Data extract:
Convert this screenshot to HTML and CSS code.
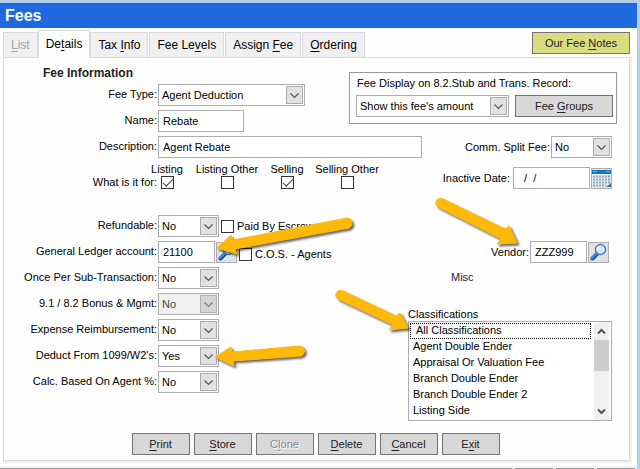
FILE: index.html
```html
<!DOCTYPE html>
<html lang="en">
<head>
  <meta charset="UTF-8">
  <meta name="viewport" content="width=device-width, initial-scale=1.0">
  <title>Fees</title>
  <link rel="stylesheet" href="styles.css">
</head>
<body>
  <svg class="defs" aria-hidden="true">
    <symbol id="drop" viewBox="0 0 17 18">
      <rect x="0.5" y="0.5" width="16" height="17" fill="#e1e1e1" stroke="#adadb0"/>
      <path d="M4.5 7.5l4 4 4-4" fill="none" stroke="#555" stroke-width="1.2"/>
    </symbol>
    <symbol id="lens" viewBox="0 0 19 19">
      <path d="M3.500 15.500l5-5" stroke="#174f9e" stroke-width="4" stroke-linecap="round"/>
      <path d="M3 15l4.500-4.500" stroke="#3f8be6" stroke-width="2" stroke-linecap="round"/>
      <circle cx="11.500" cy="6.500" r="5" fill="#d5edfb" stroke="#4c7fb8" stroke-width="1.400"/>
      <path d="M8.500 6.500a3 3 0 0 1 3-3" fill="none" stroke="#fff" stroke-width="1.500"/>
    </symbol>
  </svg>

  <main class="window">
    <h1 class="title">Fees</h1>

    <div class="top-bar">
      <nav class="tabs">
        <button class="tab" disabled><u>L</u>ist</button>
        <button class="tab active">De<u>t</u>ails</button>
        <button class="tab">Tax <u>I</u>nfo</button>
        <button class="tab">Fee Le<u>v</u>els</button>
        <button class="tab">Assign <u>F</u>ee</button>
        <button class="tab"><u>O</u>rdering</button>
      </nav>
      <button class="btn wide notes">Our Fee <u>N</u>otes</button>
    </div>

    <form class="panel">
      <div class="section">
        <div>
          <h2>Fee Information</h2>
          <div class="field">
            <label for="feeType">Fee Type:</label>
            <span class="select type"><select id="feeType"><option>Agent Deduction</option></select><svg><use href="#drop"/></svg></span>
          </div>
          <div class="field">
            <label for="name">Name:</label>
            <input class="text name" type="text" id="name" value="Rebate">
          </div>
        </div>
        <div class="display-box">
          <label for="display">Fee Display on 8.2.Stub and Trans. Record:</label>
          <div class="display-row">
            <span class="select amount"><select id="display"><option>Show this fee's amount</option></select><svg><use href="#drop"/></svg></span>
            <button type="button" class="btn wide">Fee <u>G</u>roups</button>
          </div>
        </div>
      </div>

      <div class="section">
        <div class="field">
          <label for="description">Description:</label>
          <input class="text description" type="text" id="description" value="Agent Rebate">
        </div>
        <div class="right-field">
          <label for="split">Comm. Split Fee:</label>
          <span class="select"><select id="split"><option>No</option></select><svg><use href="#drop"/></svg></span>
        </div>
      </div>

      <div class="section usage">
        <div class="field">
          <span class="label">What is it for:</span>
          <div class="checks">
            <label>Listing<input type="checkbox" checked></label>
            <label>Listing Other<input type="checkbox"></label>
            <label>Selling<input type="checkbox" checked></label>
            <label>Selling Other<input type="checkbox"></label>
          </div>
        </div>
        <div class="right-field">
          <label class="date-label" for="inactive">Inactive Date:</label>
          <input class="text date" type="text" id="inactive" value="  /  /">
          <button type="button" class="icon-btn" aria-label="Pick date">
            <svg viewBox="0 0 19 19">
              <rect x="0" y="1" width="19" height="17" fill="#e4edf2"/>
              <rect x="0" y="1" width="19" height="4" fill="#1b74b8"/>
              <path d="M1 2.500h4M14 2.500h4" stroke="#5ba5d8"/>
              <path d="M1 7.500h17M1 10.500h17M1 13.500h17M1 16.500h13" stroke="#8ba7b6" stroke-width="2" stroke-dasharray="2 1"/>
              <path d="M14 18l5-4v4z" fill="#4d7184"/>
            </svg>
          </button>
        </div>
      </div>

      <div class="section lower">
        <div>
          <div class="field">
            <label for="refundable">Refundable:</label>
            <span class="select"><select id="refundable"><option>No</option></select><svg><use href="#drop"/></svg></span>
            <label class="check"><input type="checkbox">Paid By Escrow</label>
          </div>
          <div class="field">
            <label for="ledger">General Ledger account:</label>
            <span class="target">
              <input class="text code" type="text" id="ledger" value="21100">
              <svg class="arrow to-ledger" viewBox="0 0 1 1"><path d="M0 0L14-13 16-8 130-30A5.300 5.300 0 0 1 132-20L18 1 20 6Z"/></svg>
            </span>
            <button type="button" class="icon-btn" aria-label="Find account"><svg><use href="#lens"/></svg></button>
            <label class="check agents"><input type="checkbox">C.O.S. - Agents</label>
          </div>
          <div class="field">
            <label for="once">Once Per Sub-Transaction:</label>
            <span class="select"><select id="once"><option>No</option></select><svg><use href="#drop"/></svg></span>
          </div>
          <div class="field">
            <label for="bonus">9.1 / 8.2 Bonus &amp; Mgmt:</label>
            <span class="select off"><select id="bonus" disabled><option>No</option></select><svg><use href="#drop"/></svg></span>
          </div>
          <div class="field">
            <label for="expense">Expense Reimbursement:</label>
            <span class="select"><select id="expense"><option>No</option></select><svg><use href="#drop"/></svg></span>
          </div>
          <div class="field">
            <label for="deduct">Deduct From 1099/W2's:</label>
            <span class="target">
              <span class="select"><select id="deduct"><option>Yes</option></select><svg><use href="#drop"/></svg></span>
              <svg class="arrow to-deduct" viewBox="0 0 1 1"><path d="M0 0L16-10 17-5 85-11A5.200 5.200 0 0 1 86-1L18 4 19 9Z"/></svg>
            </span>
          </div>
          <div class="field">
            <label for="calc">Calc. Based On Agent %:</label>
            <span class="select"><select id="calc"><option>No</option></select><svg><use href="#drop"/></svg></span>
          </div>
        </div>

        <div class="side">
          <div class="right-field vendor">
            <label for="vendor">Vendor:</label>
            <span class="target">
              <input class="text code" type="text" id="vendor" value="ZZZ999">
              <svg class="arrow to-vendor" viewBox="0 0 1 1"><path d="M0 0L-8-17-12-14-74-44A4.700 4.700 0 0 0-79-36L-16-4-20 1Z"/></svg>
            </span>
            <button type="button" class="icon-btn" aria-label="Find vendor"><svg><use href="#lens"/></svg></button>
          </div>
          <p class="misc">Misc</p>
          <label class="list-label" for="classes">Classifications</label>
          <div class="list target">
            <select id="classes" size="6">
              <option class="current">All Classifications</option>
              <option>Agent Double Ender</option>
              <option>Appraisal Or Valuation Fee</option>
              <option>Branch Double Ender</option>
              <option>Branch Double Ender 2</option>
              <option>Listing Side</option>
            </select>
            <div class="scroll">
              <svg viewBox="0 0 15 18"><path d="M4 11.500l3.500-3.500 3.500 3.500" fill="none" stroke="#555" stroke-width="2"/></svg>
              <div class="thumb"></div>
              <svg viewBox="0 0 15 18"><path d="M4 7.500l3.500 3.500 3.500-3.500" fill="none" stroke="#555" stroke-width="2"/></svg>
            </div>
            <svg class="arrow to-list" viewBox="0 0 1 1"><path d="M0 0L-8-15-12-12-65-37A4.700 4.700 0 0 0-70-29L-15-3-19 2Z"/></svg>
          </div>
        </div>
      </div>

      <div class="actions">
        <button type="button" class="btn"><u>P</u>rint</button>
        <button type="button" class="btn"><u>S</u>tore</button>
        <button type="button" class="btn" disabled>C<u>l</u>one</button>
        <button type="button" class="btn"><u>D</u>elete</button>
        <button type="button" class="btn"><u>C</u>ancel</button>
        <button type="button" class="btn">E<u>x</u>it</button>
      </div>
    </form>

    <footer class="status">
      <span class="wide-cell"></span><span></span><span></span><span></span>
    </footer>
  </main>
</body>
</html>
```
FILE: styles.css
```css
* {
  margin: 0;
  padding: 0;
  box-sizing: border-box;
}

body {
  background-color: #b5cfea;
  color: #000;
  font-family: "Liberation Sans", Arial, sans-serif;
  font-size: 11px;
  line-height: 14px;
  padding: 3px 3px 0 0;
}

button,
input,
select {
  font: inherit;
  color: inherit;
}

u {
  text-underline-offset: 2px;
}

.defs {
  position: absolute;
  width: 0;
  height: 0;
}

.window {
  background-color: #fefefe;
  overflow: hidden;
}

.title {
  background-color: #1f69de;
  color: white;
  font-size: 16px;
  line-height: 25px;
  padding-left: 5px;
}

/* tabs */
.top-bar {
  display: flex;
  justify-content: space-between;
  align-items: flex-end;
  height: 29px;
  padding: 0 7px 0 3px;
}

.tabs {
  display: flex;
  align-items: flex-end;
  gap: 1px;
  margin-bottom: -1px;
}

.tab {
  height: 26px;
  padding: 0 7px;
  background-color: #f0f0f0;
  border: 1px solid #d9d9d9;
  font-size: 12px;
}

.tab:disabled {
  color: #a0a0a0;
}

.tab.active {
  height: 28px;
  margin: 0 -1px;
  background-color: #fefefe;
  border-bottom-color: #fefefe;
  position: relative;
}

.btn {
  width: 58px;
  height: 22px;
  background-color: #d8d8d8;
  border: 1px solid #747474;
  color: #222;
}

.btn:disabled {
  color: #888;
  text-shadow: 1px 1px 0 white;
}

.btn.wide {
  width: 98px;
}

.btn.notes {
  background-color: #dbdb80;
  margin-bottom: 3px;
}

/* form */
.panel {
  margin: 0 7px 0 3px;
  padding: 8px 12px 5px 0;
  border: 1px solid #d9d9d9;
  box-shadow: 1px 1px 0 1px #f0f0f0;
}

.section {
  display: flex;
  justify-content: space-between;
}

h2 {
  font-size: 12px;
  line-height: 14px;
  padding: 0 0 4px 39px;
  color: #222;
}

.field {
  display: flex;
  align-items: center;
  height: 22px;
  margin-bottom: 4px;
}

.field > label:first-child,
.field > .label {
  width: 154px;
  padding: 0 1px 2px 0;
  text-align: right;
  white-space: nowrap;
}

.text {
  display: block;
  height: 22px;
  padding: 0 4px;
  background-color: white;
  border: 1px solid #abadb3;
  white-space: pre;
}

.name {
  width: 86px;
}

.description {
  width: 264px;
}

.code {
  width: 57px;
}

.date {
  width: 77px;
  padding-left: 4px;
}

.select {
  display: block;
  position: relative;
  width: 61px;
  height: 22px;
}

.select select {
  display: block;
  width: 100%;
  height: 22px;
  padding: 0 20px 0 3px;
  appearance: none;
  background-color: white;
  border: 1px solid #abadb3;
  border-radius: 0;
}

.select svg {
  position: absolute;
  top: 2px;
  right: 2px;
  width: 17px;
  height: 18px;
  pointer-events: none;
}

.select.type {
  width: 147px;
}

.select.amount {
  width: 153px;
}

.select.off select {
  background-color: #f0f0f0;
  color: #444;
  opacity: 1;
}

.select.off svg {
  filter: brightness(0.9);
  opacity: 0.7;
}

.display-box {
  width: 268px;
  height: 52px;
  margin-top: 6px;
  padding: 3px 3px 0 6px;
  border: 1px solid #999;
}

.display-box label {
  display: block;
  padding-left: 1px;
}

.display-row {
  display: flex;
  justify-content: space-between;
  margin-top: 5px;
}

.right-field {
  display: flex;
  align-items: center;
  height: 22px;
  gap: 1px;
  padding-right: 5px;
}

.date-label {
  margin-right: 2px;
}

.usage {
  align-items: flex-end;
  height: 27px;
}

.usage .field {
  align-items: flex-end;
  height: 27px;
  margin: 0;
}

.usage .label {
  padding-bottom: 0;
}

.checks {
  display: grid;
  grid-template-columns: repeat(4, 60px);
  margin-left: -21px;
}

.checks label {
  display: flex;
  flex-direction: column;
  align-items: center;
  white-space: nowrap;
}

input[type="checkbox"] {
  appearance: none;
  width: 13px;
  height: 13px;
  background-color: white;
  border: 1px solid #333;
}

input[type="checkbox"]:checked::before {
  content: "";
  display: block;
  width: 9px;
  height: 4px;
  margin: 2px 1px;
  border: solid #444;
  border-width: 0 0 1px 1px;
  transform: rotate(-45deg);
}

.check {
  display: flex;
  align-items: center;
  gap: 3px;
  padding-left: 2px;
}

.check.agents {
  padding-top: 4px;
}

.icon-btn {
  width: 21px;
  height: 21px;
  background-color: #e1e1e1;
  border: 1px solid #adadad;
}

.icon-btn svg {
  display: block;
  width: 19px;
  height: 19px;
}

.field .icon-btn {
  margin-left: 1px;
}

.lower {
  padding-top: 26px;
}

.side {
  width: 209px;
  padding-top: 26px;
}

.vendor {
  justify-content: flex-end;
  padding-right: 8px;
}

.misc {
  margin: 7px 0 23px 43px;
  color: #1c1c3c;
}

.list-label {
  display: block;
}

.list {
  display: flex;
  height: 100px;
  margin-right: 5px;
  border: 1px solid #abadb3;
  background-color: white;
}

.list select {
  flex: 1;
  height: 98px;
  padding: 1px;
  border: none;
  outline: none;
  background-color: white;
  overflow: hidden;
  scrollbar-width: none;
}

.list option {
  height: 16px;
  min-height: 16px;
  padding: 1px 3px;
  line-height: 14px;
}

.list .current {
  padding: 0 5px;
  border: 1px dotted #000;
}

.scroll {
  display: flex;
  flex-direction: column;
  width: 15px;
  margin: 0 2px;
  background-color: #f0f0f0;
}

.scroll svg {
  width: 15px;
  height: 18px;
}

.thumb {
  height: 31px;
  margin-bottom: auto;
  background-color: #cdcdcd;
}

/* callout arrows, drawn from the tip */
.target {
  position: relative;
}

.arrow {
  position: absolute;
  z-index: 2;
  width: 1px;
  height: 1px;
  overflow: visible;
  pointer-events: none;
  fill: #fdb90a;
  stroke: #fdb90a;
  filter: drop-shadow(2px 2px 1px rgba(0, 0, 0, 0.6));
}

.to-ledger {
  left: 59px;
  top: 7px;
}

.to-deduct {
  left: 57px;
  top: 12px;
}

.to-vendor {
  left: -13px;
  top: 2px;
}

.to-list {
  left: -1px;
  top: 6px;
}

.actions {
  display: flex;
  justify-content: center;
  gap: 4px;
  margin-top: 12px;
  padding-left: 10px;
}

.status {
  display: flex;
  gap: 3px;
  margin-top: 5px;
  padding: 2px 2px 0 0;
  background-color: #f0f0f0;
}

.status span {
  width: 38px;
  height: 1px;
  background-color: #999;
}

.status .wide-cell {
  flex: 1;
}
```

Stated goal: Pull out each line holding the string "code".

Solution:
Convert this screenshot to HTML and CSS code.
              <input class="text code" type="text" id="ledger" value="21100">
              <input class="text code" type="text" id="vendor" value="ZZZ999">
.code {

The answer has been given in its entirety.